> **GIVEN INFORMATION**

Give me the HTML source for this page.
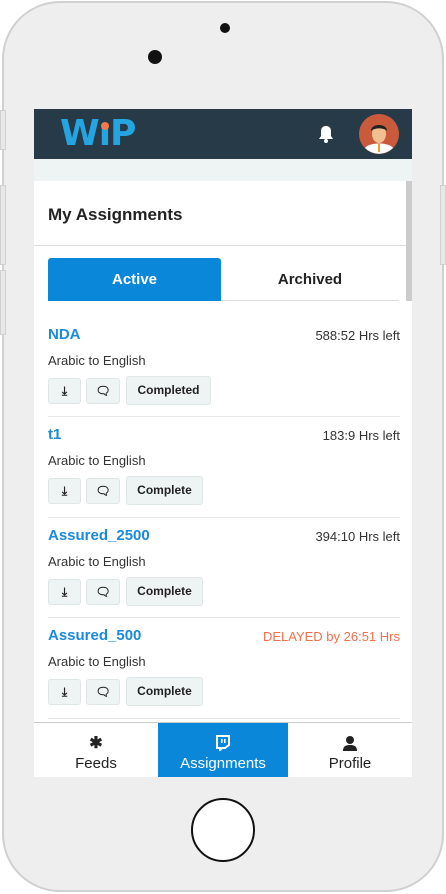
<!DOCTYPE html>
<html><head><style>
*{margin:0;padding:0;box-sizing:border-box}
body{width:446px;height:894px;background:#fff;font-family:"Liberation Sans",sans-serif;position:relative;overflow:hidden}
.phone{position:absolute;left:2px;top:1px;width:442px;height:891px;background:#eeeeee;border:2px solid #d0d0d0;border-radius:58px}
.sb{position:absolute;width:6px;background:#e8e8e8;border:1px solid #d0d0d0}
.screen{position:absolute;left:34px;top:109px;width:378px;height:668px;background:#fff;overflow:hidden}
.hdr{position:absolute;left:0;top:0;width:378px;height:50px;background:#263a48}
.band{position:absolute;left:0;top:50px;width:378px;height:22px;background:#eef3f4}
.title{position:absolute;left:14px;top:96px;font-size:17px;font-weight:bold;color:#222}
.line{position:absolute;height:1px;background:#ddd}
.tab{position:absolute;top:149px;height:43px;font-size:15px;font-weight:bold;text-align:center;line-height:43px}
.item{position:absolute;left:14px;width:352px;height:100px}
.nm{position:absolute;left:0;top:0;font-size:15px;font-weight:bold;color:#1a8adb}
.tm{position:absolute;right:0;top:2px;font-size:13px;color:#333}
.lang{position:absolute;left:0;top:27px;font-size:13px;color:#333}
.b{position:absolute;top:52px;height:26px;background:#eef4f4;border:1px solid #dfe6e6;border-radius:3px;font-size:12px;font-weight:bold;color:#222;text-align:center;line-height:24px}
.b.w{top:50px;height:29px;line-height:27px}
.nav{position:absolute;top:614px;height:54px;font-size:15px;text-align:center;color:#222}
</style></head><body>
<div class="phone"></div>
<div class="sb" style="left:0;top:110px;height:40px"></div>
<div class="sb" style="left:0;top:185px;height:80px"></div>
<div class="sb" style="left:0;top:270px;height:65px"></div>
<div class="sb" style="left:440px;top:185px;height:80px"></div>
<div style="position:absolute;left:220px;top:23px;width:10px;height:10px;border-radius:50%;background:#111"></div>
<div style="position:absolute;left:148px;top:50px;width:14px;height:14px;border-radius:50%;background:#111"></div>
<div style="position:absolute;left:191px;top:798px;width:64px;height:64px;border-radius:50%;border:2px solid #111;background:#fff"></div>
<div class="screen">
<div class="hdr">
<div style="position:absolute;left:26px;top:4px;font-size:36px;font-weight:900;color:#25a4e2;font-family:'DejaVu Sans',sans-serif;letter-spacing:-1px">WıP</div>
<div style="position:absolute;left:67px;top:13px;width:8px;height:8px;border-radius:50%;background:#f07a4a"></div>
<svg style="position:absolute;left:284px;top:16px" width="16" height="18" viewBox="0 0 16 18"><path d="M8 1c-3 0-5 2-5 5v5l-2 3h14l-2-3V6c0-3-2-5-5-5z" fill="#fff"/><circle cx="8" cy="16" r="2" fill="#fff"/></svg>
<svg style="position:absolute;left:325px;top:5px" width="40" height="40" viewBox="0 0 40 40"><circle cx="20" cy="20" r="20" fill="#c95a3c"/><path d="M6 34c4-6 24-6 28 0a20 20 0 0 1-28 0z" fill="#fff"/><rect x="19" y="30" width="2" height="8" fill="#f0a020"/><ellipse cx="20" cy="20" rx="7" ry="9" fill="#f0c090"/><path d="M12 17c0-8 16-8 16 0c-2-3-12-4-16 0z" fill="#222"/></svg>
</div>
<div class="band"></div>
<div style="position:absolute;right:0;top:72px;width:6px;height:120px;background:#ccc"></div>
<div class="title">My Assignments</div>
<div class="line" style="left:0;top:136px;width:372px"></div>
<div class="tab" style="left:14px;width:173px;background:#0a87d8;color:#fff;border-radius:3px 3px 0 0">Active</div>
<div class="tab" style="left:187px;width:178px;color:#222;border-bottom:1px solid #ddd">Archived</div>

<div class="item" style="top:217px"><div class="nm">NDA</div><div class="tm">588:52 Hrs left</div><div class="lang">Arabic to English</div>
<div class="b" style="left:0;width:33px">⤓</div><div class="b" style="left:38px;width:34px">🗨</div><div class="b w" style="left:78px;width:85px">Completed</div></div>
<div class="line" style="left:14px;top:307px;width:352px;background:#e8e8e8"></div>
<div class="item" style="top:317px"><div class="nm">t1</div><div class="tm">183:9 Hrs left</div><div class="lang">Arabic to English</div>
<div class="b" style="left:0;width:33px">⤓</div><div class="b" style="left:38px;width:34px">🗨</div><div class="b w" style="left:78px;width:77px">Complete</div></div>
<div class="line" style="left:14px;top:408px;width:352px;background:#e8e8e8"></div>
<div class="item" style="top:418px"><div class="nm">Assured_2500</div><div class="tm">394:10 Hrs left</div><div class="lang">Arabic to English</div>
<div class="b" style="left:0;width:33px">⤓</div><div class="b" style="left:38px;width:34px">🗨</div><div class="b w" style="left:78px;width:77px">Complete</div></div>
<div class="line" style="left:14px;top:508px;width:352px;background:#e8e8e8"></div>
<div class="item" style="top:518px"><div class="nm">Assured_500</div><div class="tm" style="color:#f0704a">DELAYED by 26:51 Hrs</div><div class="lang">Arabic to English</div>
<div class="b" style="left:0;width:33px">⤓</div><div class="b" style="left:38px;width:34px">🗨</div><div class="b w" style="left:78px;width:77px">Complete</div></div>
<div class="line" style="left:14px;top:609px;width:352px;background:#e8e8e8"></div>
<div class="line" style="left:0;top:613px;width:378px;background:#ccc"></div>
<div class="nav" style="left:0;width:124px"><div style="margin-top:10px;font-size:16px;font-weight:bold">✱</div><div style="margin-top:2px">Feeds</div></div>
<div class="nav" style="left:124px;width:130px;background:#0a87d8;color:#fff"><svg style="margin-top:12px" width="16" height="16" viewBox="0 0 16 16"><path d="M2 1h12v9l-4 3H7l-2 2v-2H2z" fill="none" stroke="#fff" stroke-width="2"/><rect x="6" y="4" width="1.6" height="4" fill="#fff"/><rect x="9" y="4" width="1.6" height="4" fill="#fff"/></svg><div>Assignments</div></div>
<div class="nav" style="left:254px;width:124px"><svg style="margin-top:12px" width="16" height="16" viewBox="0 0 16 16"><circle cx="8" cy="5" r="4" fill="#222"/><path d="M1 16c0-5 3-6 7-6s7 1 7 6z" fill="#222"/></svg><div>Profile</div></div>
</div>
</body></html>
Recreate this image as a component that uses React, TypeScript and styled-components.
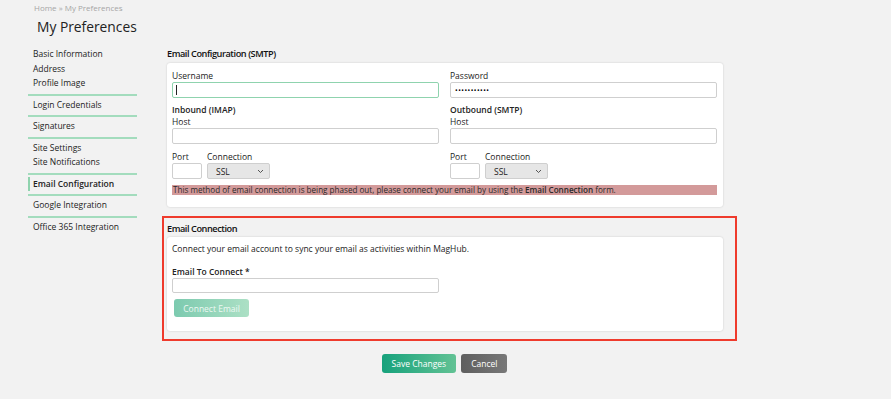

> **WRITTEN REQUEST**
Reproduce each entry precisely, dropping only the pictures.

> **SOLVED EXERCISE**
Give me the HTML source for this page.
<!DOCTYPE html>
<html><head><style>
*{margin:0;padding:0;box-sizing:border-box}
body{width:446px;height:894px;background:#fff;font-family:"Liberation Sans",sans-serif;position:relative;overflow:hidden}
.phone{position:absolute;left:2px;top:1px;width:442px;height:891px;background:#eeeeee;border:2px solid #d0d0d0;border-radius:58px}
.sb{position:absolute;width:6px;background:#e8e8e8;border:1px solid #d0d0d0}
.screen{position:absolute;left:34px;top:109px;width:378px;height:668px;background:#fff;overflow:hidden}
.hdr{position:absolute;left:0;top:0;width:378px;height:50px;background:#263a48}
.band{position:absolute;left:0;top:50px;width:378px;height:22px;background:#eef3f4}
.title{position:absolute;left:14px;top:96px;font-size:17px;font-weight:bold;color:#222}
.line{position:absolute;height:1px;background:#ddd}
.tab{position:absolute;top:149px;height:43px;font-size:15px;font-weight:bold;text-align:center;line-height:43px}
.item{position:absolute;left:14px;width:352px;height:100px}
.nm{position:absolute;left:0;top:0;font-size:15px;font-weight:bold;color:#1a8adb}
.tm{position:absolute;right:0;top:2px;font-size:13px;color:#333}
.lang{position:absolute;left:0;top:27px;font-size:13px;color:#333}
.b{position:absolute;top:52px;height:26px;background:#eef4f4;border:1px solid #dfe6e6;border-radius:3px;font-size:12px;font-weight:bold;color:#222;text-align:center;line-height:24px}
.b.w{top:50px;height:29px;line-height:27px}
.nav{position:absolute;top:614px;height:54px;font-size:15px;text-align:center;color:#222}
</style></head><body>
<div class="phone"></div>
<div class="sb" style="left:0;top:110px;height:40px"></div>
<div class="sb" style="left:0;top:185px;height:80px"></div>
<div class="sb" style="left:0;top:270px;height:65px"></div>
<div class="sb" style="left:440px;top:185px;height:80px"></div>
<div style="position:absolute;left:220px;top:23px;width:10px;height:10px;border-radius:50%;background:#111"></div>
<div style="position:absolute;left:148px;top:50px;width:14px;height:14px;border-radius:50%;background:#111"></div>
<div style="position:absolute;left:191px;top:798px;width:64px;height:64px;border-radius:50%;border:2px solid #111;background:#fff"></div>
<div class="screen">
<div class="hdr">
<div style="position:absolute;left:26px;top:4px;font-size:36px;font-weight:900;color:#25a4e2;font-family:'DejaVu Sans',sans-serif;letter-spacing:-1px">WıP</div>
<div style="position:absolute;left:67px;top:13px;width:8px;height:8px;border-radius:50%;background:#f07a4a"></div>
<svg style="position:absolute;left:284px;top:16px" width="16" height="18" viewBox="0 0 16 18"><path d="M8 1c-3 0-5 2-5 5v5l-2 3h14l-2-3V6c0-3-2-5-5-5z" fill="#fff"/><circle cx="8" cy="16" r="2" fill="#fff"/></svg>
<svg style="position:absolute;left:325px;top:5px" width="40" height="40" viewBox="0 0 40 40"><circle cx="20" cy="20" r="20" fill="#c95a3c"/><path d="M6 34c4-6 24-6 28 0a20 20 0 0 1-28 0z" fill="#fff"/><rect x="19" y="30" width="2" height="8" fill="#f0a020"/><ellipse cx="20" cy="20" rx="7" ry="9" fill="#f0c090"/><path d="M12 17c0-8 16-8 16 0c-2-3-12-4-16 0z" fill="#222"/></svg>
</div>
<div class="band"></div>
<div style="position:absolute;right:0;top:72px;width:6px;height:120px;background:#ccc"></div>
<div class="title">My Assignments</div>
<div class="line" style="left:0;top:136px;width:372px"></div>
<div class="tab" style="left:14px;width:173px;background:#0a87d8;color:#fff;border-radius:3px 3px 0 0">Active</div>
<div class="tab" style="left:187px;width:178px;color:#222;border-bottom:1px solid #ddd">Archived</div>

<div class="item" style="top:217px"><div class="nm">NDA</div><div class="tm">588:52 Hrs left</div><div class="lang">Arabic to English</div>
<div class="b" style="left:0;width:33px">⤓</div><div class="b" style="left:38px;width:34px">🗨</div><div class="b w" style="left:78px;width:85px">Completed</div></div>
<div class="line" style="left:14px;top:307px;width:352px;background:#e8e8e8"></div>
<div class="item" style="top:317px"><div class="nm">t1</div><div class="tm">183:9 Hrs left</div><div class="lang">Arabic to English</div>
<div class="b" style="left:0;width:33px">⤓</div><div class="b" style="left:38px;width:34px">🗨</div><div class="b w" style="left:78px;width:77px">Complete</div></div>
<div class="line" style="left:14px;top:408px;width:352px;background:#e8e8e8"></div>
<div class="item" style="top:418px"><div class="nm">Assured_2500</div><div class="tm">394:10 Hrs left</div><div class="lang">Arabic to English</div>
<div class="b" style="left:0;width:33px">⤓</div><div class="b" style="left:38px;width:34px">🗨</div><div class="b w" style="left:78px;width:77px">Complete</div></div>
<div class="line" style="left:14px;top:508px;width:352px;background:#e8e8e8"></div>
<div class="item" style="top:518px"><div class="nm">Assured_500</div><div class="tm" style="color:#f0704a">DELAYED by 26:51 Hrs</div><div class="lang">Arabic to English</div>
<div class="b" style="left:0;width:33px">⤓</div><div class="b" style="left:38px;width:34px">🗨</div><div class="b w" style="left:78px;width:77px">Complete</div></div>
<div class="line" style="left:14px;top:609px;width:352px;background:#e8e8e8"></div>
<div class="line" style="left:0;top:613px;width:378px;background:#ccc"></div>
<div class="nav" style="left:0;width:124px"><div style="margin-top:10px;font-size:16px;font-weight:bold">✱</div><div style="margin-top:2px">Feeds</div></div>
<div class="nav" style="left:124px;width:130px;background:#0a87d8;color:#fff"><svg style="margin-top:12px" width="16" height="16" viewBox="0 0 16 16"><path d="M2 1h12v9l-4 3H7l-2 2v-2H2z" fill="none" stroke="#fff" stroke-width="2"/><rect x="6" y="4" width="1.6" height="4" fill="#fff"/><rect x="9" y="4" width="1.6" height="4" fill="#fff"/></svg><div>Assignments</div></div>
<div class="nav" style="left:254px;width:124px"><svg style="margin-top:12px" width="16" height="16" viewBox="0 0 16 16"><circle cx="8" cy="5" r="4" fill="#222"/><path d="M1 16c0-5 3-6 7-6s7 1 7 6z" fill="#222"/></svg><div>Profile</div></div>
</div>
</body></html>
Recreate this image as a component that uses React, TypeScript and styled-components.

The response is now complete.